What exactly is moment? Why does it correspond to a rotation? Wikipedia says:

Moment is an expression involving the product of a distance and physical quantity.

I don't quite get it. Moment is a vector, the cross product of the distance vector and the vector of the physical quantity, and it is linear. Why is it defined to correspond to an angular quantity like:
The moment of force is torque, and it is the product of angular acceleration and the rotational inertia;
The moment of momentum is angular momentum, the product of angular velocity and rotational inertia.
Edit number 1: I understand the definition. But why does the moment vector have to be constrained lie on the axis?
 A: I will ask one question: what about the moment of inertia?
I think understanding why such a way of defining moments is useful is much more important than investigating the definition of a moment itself.
If you have a solid example of a certain concept, it's much easier to extend that to a more general case and find a comprehensive reasoning. So I will take the moment of inertia as an example, as well as the moment of force (torque).
The moment of inertia is defined as: $$I = \int dm  \ r^2$$ where $r$ is the distance from the rotational axis and $dm$ is a mass infinitesimal or, mathematically, the integrating variable.
So, the first thing you may notice is that $I$ is a scalar quantity. The moment does not have to be a vector quantity. That's one thing. As the Wikipedia page states, the moment can be either vector or scalar, and we can call anything in the form $r^n\times appropriate \ physical \ quantity$. Perhaps you can think of $r$ as being the magnitude of the vector $\vec{r}$ so that we can see the identicality of the scalar moment and the vector moment.
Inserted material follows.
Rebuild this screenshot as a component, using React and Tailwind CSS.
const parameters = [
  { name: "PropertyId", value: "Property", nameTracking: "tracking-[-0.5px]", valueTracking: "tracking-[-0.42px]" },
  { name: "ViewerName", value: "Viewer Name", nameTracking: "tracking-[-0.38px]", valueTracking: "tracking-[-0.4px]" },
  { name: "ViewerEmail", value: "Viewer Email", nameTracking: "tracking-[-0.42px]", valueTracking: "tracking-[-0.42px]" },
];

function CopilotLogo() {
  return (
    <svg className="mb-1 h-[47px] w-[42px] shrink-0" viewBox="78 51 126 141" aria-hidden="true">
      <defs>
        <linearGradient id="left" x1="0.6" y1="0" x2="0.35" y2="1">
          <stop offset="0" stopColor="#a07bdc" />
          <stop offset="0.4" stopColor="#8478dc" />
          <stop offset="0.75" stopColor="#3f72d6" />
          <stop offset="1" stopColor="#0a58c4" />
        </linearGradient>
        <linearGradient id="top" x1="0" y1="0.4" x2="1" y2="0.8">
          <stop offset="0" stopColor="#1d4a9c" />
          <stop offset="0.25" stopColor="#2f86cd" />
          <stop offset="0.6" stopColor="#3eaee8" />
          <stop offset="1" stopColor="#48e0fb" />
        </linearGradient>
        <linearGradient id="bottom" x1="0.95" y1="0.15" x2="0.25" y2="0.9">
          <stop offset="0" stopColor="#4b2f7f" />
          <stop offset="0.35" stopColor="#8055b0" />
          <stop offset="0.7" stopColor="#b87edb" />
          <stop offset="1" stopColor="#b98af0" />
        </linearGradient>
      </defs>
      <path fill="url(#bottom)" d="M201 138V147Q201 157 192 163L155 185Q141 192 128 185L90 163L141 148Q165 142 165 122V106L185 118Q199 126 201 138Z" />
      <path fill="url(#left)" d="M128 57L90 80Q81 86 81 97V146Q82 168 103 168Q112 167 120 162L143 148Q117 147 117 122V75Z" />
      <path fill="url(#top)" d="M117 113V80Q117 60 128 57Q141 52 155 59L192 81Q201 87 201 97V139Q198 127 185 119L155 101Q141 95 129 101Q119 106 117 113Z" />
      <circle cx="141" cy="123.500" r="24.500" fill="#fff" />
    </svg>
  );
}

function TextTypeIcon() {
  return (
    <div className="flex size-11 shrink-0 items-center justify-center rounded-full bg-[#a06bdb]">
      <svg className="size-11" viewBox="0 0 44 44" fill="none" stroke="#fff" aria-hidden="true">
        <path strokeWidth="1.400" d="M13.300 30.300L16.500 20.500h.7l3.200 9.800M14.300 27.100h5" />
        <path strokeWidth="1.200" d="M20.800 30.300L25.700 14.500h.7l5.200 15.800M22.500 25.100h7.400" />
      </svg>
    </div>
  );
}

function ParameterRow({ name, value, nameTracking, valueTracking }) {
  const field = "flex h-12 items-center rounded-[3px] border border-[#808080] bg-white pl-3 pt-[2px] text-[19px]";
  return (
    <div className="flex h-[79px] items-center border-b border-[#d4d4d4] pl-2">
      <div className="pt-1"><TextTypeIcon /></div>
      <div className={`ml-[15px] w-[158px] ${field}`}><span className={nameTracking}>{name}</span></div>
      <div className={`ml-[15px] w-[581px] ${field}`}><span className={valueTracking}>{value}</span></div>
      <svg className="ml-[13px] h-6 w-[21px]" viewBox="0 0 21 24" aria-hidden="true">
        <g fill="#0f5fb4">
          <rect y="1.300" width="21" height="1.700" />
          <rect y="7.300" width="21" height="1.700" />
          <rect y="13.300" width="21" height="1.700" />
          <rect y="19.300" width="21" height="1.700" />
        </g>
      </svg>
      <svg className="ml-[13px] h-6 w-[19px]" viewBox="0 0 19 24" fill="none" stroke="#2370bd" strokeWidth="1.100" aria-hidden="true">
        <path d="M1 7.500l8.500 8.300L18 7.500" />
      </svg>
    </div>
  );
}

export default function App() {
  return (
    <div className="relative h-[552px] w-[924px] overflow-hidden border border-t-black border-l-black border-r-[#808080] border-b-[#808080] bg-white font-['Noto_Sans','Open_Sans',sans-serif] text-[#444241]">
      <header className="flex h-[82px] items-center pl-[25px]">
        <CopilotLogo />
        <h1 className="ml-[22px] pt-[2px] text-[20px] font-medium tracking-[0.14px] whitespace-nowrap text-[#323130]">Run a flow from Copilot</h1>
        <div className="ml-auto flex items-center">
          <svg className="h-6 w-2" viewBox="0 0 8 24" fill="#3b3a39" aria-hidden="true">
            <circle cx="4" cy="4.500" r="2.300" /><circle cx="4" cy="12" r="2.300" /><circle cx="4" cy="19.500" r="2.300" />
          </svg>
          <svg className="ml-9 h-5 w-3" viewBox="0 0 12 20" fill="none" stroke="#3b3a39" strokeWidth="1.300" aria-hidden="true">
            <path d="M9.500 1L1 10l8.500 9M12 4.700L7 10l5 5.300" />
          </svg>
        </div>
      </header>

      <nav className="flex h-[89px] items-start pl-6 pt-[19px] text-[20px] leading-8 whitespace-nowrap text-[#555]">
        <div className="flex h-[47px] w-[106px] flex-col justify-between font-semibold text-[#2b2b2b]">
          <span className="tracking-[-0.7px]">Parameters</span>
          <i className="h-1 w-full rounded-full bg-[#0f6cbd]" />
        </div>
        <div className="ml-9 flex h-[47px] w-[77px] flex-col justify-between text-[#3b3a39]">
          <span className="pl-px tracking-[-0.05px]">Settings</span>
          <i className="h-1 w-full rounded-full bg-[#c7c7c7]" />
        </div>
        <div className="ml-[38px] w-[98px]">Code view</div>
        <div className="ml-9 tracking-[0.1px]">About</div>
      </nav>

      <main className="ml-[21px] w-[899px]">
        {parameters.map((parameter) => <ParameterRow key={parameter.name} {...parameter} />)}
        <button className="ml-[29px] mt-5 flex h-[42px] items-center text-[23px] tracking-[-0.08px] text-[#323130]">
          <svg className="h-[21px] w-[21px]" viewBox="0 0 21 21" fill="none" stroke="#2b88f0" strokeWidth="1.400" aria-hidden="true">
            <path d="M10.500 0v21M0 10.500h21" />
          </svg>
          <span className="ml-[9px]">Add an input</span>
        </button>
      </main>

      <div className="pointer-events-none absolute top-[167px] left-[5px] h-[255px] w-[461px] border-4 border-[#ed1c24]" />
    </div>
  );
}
I will now move onto your second question: what determines the direction of the moment vector, for example the torque (the moment of force)? As you can see from its formula $\vec{\tau}=\vec{r} \times \vec{F}$, the operation that relates the radius (moment arm) vector and the force vector is cross product. If the torque were to be defined as $\tau = \vec{r} \cdot \vec{F}$ using the dot product (which doesn't make any physical sense at all) then the torque would have been a scalar, not a vector. So the fact that the torque vector is orthogonal to both the radius vector and the force vector precisely comes from the pure mathematical properties of the vector cross product operation. There's nothing to do with the physics here, other than that we can think the direction of the torque vector as being the direction of the rotational axis.
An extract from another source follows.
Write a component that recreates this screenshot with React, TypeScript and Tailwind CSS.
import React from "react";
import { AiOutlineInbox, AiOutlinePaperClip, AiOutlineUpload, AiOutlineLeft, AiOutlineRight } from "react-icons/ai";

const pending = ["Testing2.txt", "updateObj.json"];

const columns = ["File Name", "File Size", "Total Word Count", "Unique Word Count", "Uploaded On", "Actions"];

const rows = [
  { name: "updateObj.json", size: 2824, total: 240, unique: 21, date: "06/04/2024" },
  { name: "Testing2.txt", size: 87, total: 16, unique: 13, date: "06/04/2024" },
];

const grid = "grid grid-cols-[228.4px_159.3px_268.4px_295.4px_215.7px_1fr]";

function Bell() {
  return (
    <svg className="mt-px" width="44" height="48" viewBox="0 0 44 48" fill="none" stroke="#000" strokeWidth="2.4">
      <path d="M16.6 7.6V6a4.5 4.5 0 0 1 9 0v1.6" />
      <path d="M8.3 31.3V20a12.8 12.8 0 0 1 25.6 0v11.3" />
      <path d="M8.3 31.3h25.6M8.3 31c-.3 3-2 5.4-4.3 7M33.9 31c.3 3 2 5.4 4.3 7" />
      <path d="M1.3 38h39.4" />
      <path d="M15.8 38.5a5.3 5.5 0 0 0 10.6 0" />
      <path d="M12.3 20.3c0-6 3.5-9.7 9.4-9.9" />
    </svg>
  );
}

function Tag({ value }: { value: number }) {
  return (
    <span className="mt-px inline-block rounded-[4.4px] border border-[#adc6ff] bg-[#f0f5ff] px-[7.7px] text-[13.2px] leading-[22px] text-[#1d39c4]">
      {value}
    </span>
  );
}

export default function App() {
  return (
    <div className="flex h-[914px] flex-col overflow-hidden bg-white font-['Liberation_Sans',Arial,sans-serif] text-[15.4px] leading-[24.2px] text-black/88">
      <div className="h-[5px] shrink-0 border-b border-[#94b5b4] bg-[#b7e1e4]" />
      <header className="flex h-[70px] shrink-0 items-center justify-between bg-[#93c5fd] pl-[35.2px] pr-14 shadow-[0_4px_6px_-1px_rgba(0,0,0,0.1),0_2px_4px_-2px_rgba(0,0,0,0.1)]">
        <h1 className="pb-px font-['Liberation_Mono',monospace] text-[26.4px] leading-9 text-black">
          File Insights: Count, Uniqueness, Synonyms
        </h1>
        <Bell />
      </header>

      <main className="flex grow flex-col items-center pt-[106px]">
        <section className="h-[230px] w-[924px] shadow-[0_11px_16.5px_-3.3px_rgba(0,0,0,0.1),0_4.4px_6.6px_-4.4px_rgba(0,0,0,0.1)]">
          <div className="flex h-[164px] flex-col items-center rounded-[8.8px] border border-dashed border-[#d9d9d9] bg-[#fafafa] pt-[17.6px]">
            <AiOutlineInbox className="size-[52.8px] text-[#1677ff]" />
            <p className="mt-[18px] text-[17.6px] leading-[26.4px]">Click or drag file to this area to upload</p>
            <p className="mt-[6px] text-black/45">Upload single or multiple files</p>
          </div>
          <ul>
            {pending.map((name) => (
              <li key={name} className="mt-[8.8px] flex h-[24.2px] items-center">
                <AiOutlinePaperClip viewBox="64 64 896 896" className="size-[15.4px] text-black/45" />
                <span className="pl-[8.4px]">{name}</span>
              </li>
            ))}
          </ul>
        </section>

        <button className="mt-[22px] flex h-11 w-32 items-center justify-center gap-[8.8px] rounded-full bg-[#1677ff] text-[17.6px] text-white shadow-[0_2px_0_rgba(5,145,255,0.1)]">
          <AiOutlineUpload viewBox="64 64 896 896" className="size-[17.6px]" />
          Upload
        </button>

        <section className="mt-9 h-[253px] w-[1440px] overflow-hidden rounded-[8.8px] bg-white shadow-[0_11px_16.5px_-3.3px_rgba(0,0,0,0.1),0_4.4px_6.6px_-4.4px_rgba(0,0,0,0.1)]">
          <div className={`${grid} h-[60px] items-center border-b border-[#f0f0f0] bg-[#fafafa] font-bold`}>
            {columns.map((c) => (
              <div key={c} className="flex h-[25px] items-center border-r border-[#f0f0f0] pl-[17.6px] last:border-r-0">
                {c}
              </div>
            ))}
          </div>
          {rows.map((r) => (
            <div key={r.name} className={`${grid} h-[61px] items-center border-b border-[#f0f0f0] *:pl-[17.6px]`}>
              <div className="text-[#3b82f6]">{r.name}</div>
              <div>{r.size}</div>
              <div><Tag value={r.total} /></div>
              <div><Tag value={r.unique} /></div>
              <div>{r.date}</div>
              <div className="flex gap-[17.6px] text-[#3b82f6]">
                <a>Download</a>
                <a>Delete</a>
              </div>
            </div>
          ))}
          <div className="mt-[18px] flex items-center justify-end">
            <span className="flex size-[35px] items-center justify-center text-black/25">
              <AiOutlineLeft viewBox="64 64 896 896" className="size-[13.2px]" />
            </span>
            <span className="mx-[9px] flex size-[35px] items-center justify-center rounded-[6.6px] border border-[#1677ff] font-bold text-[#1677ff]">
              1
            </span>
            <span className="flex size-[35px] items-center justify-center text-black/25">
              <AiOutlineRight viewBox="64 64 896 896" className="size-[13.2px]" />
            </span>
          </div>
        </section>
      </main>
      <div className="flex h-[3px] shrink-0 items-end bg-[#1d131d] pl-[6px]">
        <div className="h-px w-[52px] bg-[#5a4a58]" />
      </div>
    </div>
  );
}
I will finish by leaving another comment on how we determine the positive/negative directions of torque vectors, which is namely the right hand rule. The right hand rule is followed not because it is a mathematical truth, but because mathematicians and physicists all over the world just chose to set that as a standard convention.
A: To Edit number 1 : Well, if our world is 2 dimensional (only x, y axis), moment need not be a vector. If you rotate counterclockwise(ccw), you can just assign a positive scalar number, and if clockwise(cw), you can assign a negative scalar number.
One good fact of the 3 dimensional rotation is we can always define a single axis of rotation (this might look like a trivial statement in any dimension, but actually it is not). Therefore, we can consistently use our 2 dimensional case example, by assigning CCW to vector positively aligned to that axis, and for CW negatively aligned.
It is just a way to describe the direction and size in a consistent way. If you need more detailed treatment, google 'pseudovector' or 'axial vector'.